YOUR OBJECTIVE >>
Transcribe every line exactly. Leave the pictures behind.

DATA PROVIDED >>
★ ★ ★ ★ ★

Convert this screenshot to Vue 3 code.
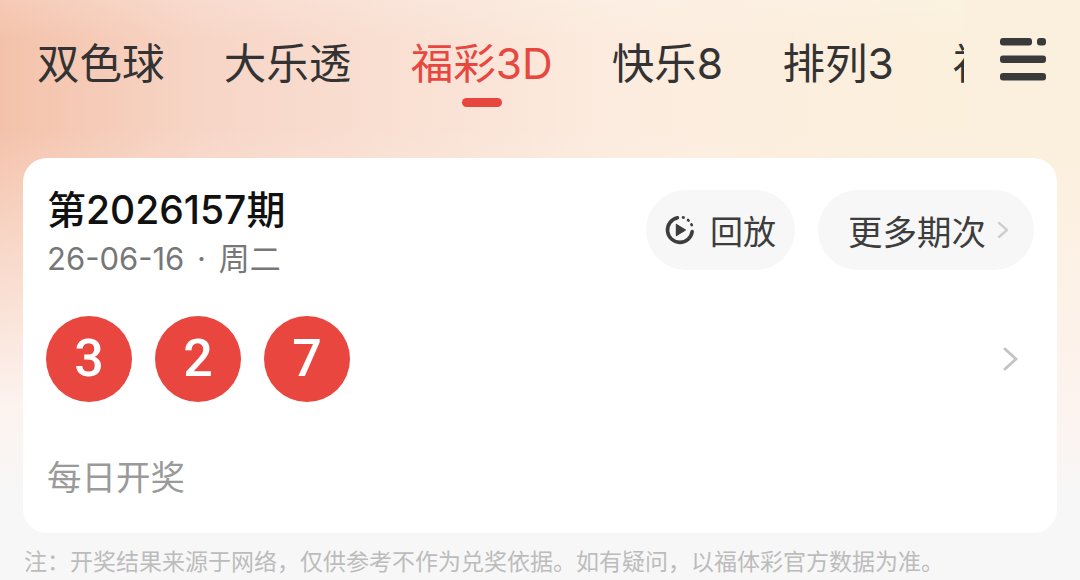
<script setup>
const tabs = [
  { label: '双色球' },
  { label: '大乐透' },
  { label: '福彩3D', active: true },
  { label: '快乐8' },
  { label: '排列3' },
  { label: '福彩' },
]
const balls = ['3', '2', '7']
</script>

<template>
  <div class="page">
    <header class="topbar">
      <nav class="tabs">
        <div v-for="t in tabs" :key="t.label" class="tab" :class="{ active: t.active }">
          {{ t.label }}
          <i v-if="t.active" class="indicator"></i>
        </div>
      </nav>
      <div class="menu" aria-label="menu">
        <svg width="47" height="43" viewBox="0 0 47 43">
          <rect x="0" y="0" width="32" height="7.5" rx="3" fill="#3a3a3a" />
          <rect x="37" y="0" width="9" height="7.5" rx="3" fill="#3a3a3a" />
          <rect x="0" y="17.5" width="46" height="7.5" rx="3" fill="#3a3a3a" />
          <rect x="0" y="35" width="46" height="7.5" rx="3" fill="#3a3a3a" />
        </svg>
      </div>
    </header>

    <section class="card">
      <div class="head">
        <div class="issue">
          <div class="title">第2026157期</div>
          <div class="date">26-06-16 · 周二</div>
        </div>
        <div class="actions">
          <div class="pill replay">
            <svg width="32" height="32" viewBox="0 0 32 32" fill="none">
              <path d="M13.4 3.8 A12.4 12.4 0 1 0 28.2 17.6" stroke="#3d3d3d" stroke-width="3.6" stroke-linecap="round" />
              <path d="M12.4 10.4 L21.4 16 L12.4 21.6 Z" fill="#3d3d3d" stroke="#3d3d3d" stroke-width="1.2" stroke-linejoin="round" />
              <path d="M19 3.4 L19.6 3.6 M24 6 L24.6 6.6 M27.4 10.4 L27.8 11.2" stroke="#3d3d3d" stroke-width="2.6" stroke-linecap="round" />
            </svg>
            <span>回放</span>
          </div>
          <div class="pill more">
            <span>更多期次</span>
            <svg width="14" height="20" viewBox="0 0 14 20" fill="none">
              <path d="M3 3 L11 10 L3 17" stroke="#cfcfcf" stroke-width="2.4" stroke-linecap="round" stroke-linejoin="round" />
            </svg>
          </div>
        </div>
      </div>

      <div class="balls-row">
        <div class="balls">
          <div v-for="(b, i) in balls" :key="i" class="ball">{{ b }}</div>
        </div>
        <svg width="18" height="26" viewBox="0 0 18 26" fill="none">
          <path d="M3 3 L14 13 L3 23" stroke="#c4c4c4" stroke-width="3" stroke-linecap="round" stroke-linejoin="round" />
        </svg>
      </div>

      <div class="schedule">每日开奖</div>
    </section>

    <footer class="note">注：开奖结果来源于网络，仅供参考不作为兑奖依据。如有疑问，以福体彩官方数据为准。</footer>
  </div>
</template>

<style>
html, body { margin: 0; background: #f7f7f7; }
</style>

<style scoped>
.page {
  width: 1080px;
  height: 580px;
  overflow: hidden;
  font-family: "Inter", "Noto Sans CJK SC", sans-serif;
  background:
    linear-gradient(180deg, rgba(253,243,239,0) 22%, #fdf3ef 70%, #f7f7f7 86%),
    linear-gradient(180deg, rgba(255,255,255,.14) 0, rgba(255,255,255,0) 40px),
    linear-gradient(90deg, #f4c2aa 0, #f7d5c6 200px, #f9e0d3 400px, #fcecdf 620px, #fbf0dc 960px);
}
.topbar {
  display: flex;
  height: 158px;
}
.tabs {
  display: flex;
  gap: 59.3px;
  width: 964px;
  height: 130px;
  padding-left: 37px;
  box-sizing: border-box;
  overflow: hidden;
  flex: none;
}
.tab {
  flex: none;
  position: relative;
  height: 130px;
  line-height: 127px;
  font-size: 42.5px;
  color: #333;
  white-space: nowrap;
}
.tab.active { color: #e8473f; }
.indicator {
  position: absolute;
  left: 50%;
  top: 98px;
  width: 40px;
  height: 9px;
  margin-left: -20px;
  border-radius: 5px;
  background: #e8473f;
}
.menu {
  flex: none;
  width: 116px;
  height: 130px;
  padding: 38px 0 0 36px;
  box-sizing: border-box;
  background: #fbf0de;
}
.menu svg { display: block; }
.card {
  margin: 0 23px;
  height: 375px;
  box-sizing: border-box;
  background: #fff;
  border-radius: 24px;
  padding: 27px 23px 0 24px;
}
.head {
  display: flex;
  justify-content: space-between;
  align-items: flex-start;
}
.title {
  font-size: 39px;
  line-height: 50px;
  color: #111;
  font-weight: 500;
}
.date {
  font-size: 31px;
  line-height: 46px;
  color: #777;
  word-spacing: 4px;
  margin-top: 1px;
}
.actions {
  display: flex;
  gap: 23px;
  margin-top: 5px;
}
.pill {
  height: 80px;
  border-radius: 40px;
  background: #f7f7f7;
  display: flex;
  align-items: center;
  color: #3d3d3d;
  box-sizing: border-box;
}
.replay { width: 149px; padding-left: 18px; gap: 14px; font-size: 33px; }
.more { width: 216px; padding-left: 30px; gap: 10px; font-size: 34.5px; }
.balls-row {
  display: flex;
  justify-content: space-between;
  align-items: center;
  margin-top: 34px;
  padding-right: 14px;
}
.balls { display: flex; gap: 23px; margin-left: -1px; }
.ball {
  width: 86px;
  height: 86px;
  border-radius: 50%;
  background: #e9463f;
  color: #fff;
  font-family: "Roboto", sans-serif;
  font-weight: 500;
  font-size: 52px;
  line-height: 86px;
  text-align: center;
}
.schedule {
  margin-top: 52px;
  font-size: 34.5px;
  line-height: 48px;
  color: #9a9a9a;
}
.note {
  margin: 14px 0 0 24px;
  font-size: 23px;
  line-height: 30px;
  color: #bcbcbc;
  white-space: nowrap;
}
</style>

★ ★ ★ ★ ★

SOLUTION FOR THIS PROBLEM >>
Convert this screenshot to Vue 3 code.
<script setup>
const tabs = [
  { label: '双色球' },
  { label: '大乐透' },
  { label: '福彩3D', active: true },
  { label: '快乐8' },
  { label: '排列3' },
  { label: '福彩' },
]
const balls = ['3', '2', '7']
</script>

<template>
  <div class="page">
    <header class="topbar">
      <nav class="tabs">
        <div v-for="t in tabs" :key="t.label" class="tab" :class="{ active: t.active }">
          {{ t.label }}
          <i v-if="t.active" class="indicator"></i>
        </div>
      </nav>
      <div class="menu" aria-label="menu">
        <svg width="47" height="43" viewBox="0 0 47 43">
          <rect x="0" y="0" width="32" height="7.5" rx="3" fill="#3a3a3a" />
          <rect x="37" y="0" width="9" height="7.5" rx="3" fill="#3a3a3a" />
          <rect x="0" y="17.5" width="46" height="7.5" rx="3" fill="#3a3a3a" />
          <rect x="0" y="35" width="46" height="7.5" rx="3" fill="#3a3a3a" />
        </svg>
      </div>
    </header>

    <section class="card">
      <div class="head">
        <div class="issue">
          <div class="title">第2026157期</div>
          <div class="date">26-06-16 · 周二</div>
        </div>
        <div class="actions">
          <div class="pill replay">
            <svg width="32" height="32" viewBox="0 0 32 32" fill="none">
              <path d="M13.4 3.8 A12.4 12.4 0 1 0 28.2 17.6" stroke="#3d3d3d" stroke-width="3.6" stroke-linecap="round" />
              <path d="M12.4 10.4 L21.4 16 L12.4 21.6 Z" fill="#3d3d3d" stroke="#3d3d3d" stroke-width="1.2" stroke-linejoin="round" />
              <path d="M19 3.4 L19.6 3.6 M24 6 L24.6 6.6 M27.4 10.4 L27.8 11.2" stroke="#3d3d3d" stroke-width="2.6" stroke-linecap="round" />
            </svg>
            <span>回放</span>
          </div>
          <div class="pill more">
            <span>更多期次</span>
            <svg width="14" height="20" viewBox="0 0 14 20" fill="none">
              <path d="M3 3 L11 10 L3 17" stroke="#cfcfcf" stroke-width="2.4" stroke-linecap="round" stroke-linejoin="round" />
            </svg>
          </div>
        </div>
      </div>

      <div class="balls-row">
        <div class="balls">
          <div v-for="(b, i) in balls" :key="i" class="ball">{{ b }}</div>
        </div>
        <svg width="18" height="26" viewBox="0 0 18 26" fill="none">
          <path d="M3 3 L14 13 L3 23" stroke="#c4c4c4" stroke-width="3" stroke-linecap="round" stroke-linejoin="round" />
        </svg>
      </div>

      <div class="schedule">每日开奖</div>
    </section>

    <footer class="note">注：开奖结果来源于网络，仅供参考不作为兑奖依据。如有疑问，以福体彩官方数据为准。</footer>
  </div>
</template>

<style>
html, body { margin: 0; background: #f7f7f7; }
</style>

<style scoped>
.page {
  width: 1080px;
  height: 580px;
  overflow: hidden;
  font-family: "Inter", "Noto Sans CJK SC", sans-serif;
  background:
    linear-gradient(180deg, rgba(253,243,239,0) 22%, #fdf3ef 70%, #f7f7f7 86%),
    linear-gradient(180deg, rgba(255,255,255,.14) 0, rgba(255,255,255,0) 40px),
    linear-gradient(90deg, #f4c2aa 0, #f7d5c6 200px, #f9e0d3 400px, #fcecdf 620px, #fbf0dc 960px);
}
.topbar {
  display: flex;
  height: 158px;
}
.tabs {
  display: flex;
  gap: 59.3px;
  width: 964px;
  height: 130px;
  padding-left: 37px;
  box-sizing: border-box;
  overflow: hidden;
  flex: none;
}
.tab {
  flex: none;
  position: relative;
  height: 130px;
  line-height: 127px;
  font-size: 42.5px;
  color: #333;
  white-space: nowrap;
}
.tab.active { color: #e8473f; }
.indicator {
  position: absolute;
  left: 50%;
  top: 98px;
  width: 40px;
  height: 9px;
  margin-left: -20px;
  border-radius: 5px;
  background: #e8473f;
}
.menu {
  flex: none;
  width: 116px;
  height: 130px;
  padding: 38px 0 0 36px;
  box-sizing: border-box;
  background: #fbf0de;
}
.menu svg { display: block; }
.card {
  margin: 0 23px;
  height: 375px;
  box-sizing: border-box;
  background: #fff;
  border-radius: 24px;
  padding: 27px 23px 0 24px;
}
.head {
  display: flex;
  justify-content: space-between;
  align-items: flex-start;
}
.title {
  font-size: 39px;
  line-height: 50px;
  color: #111;
  font-weight: 500;
}
.date {
  font-size: 31px;
  line-height: 46px;
  color: #777;
  word-spacing: 4px;
  margin-top: 1px;
}
.actions {
  display: flex;
  gap: 23px;
  margin-top: 5px;
}
.pill {
  height: 80px;
  border-radius: 40px;
  background: #f7f7f7;
  display: flex;
  align-items: center;
  color: #3d3d3d;
  box-sizing: border-box;
}
.replay { width: 149px; padding-left: 18px; gap: 14px; font-size: 33px; }
.more { width: 216px; padding-left: 30px; gap: 10px; font-size: 34.5px; }
.balls-row {
  display: flex;
  justify-content: space-between;
  align-items: center;
  margin-top: 34px;
  padding-right: 14px;
}
.balls { display: flex; gap: 23px; margin-left: -1px; }
.ball {
  width: 86px;
  height: 86px;
  border-radius: 50%;
  background: #e9463f;
  color: #fff;
  font-family: "Roboto", sans-serif;
  font-weight: 500;
  font-size: 52px;
  line-height: 86px;
  text-align: center;
}
.schedule {
  margin-top: 52px;
  font-size: 34.5px;
  line-height: 48px;
  color: #9a9a9a;
}
.note {
  margin: 14px 0 0 24px;
  font-size: 23px;
  line-height: 30px;
  color: #bcbcbc;
  white-space: nowrap;
}
</style>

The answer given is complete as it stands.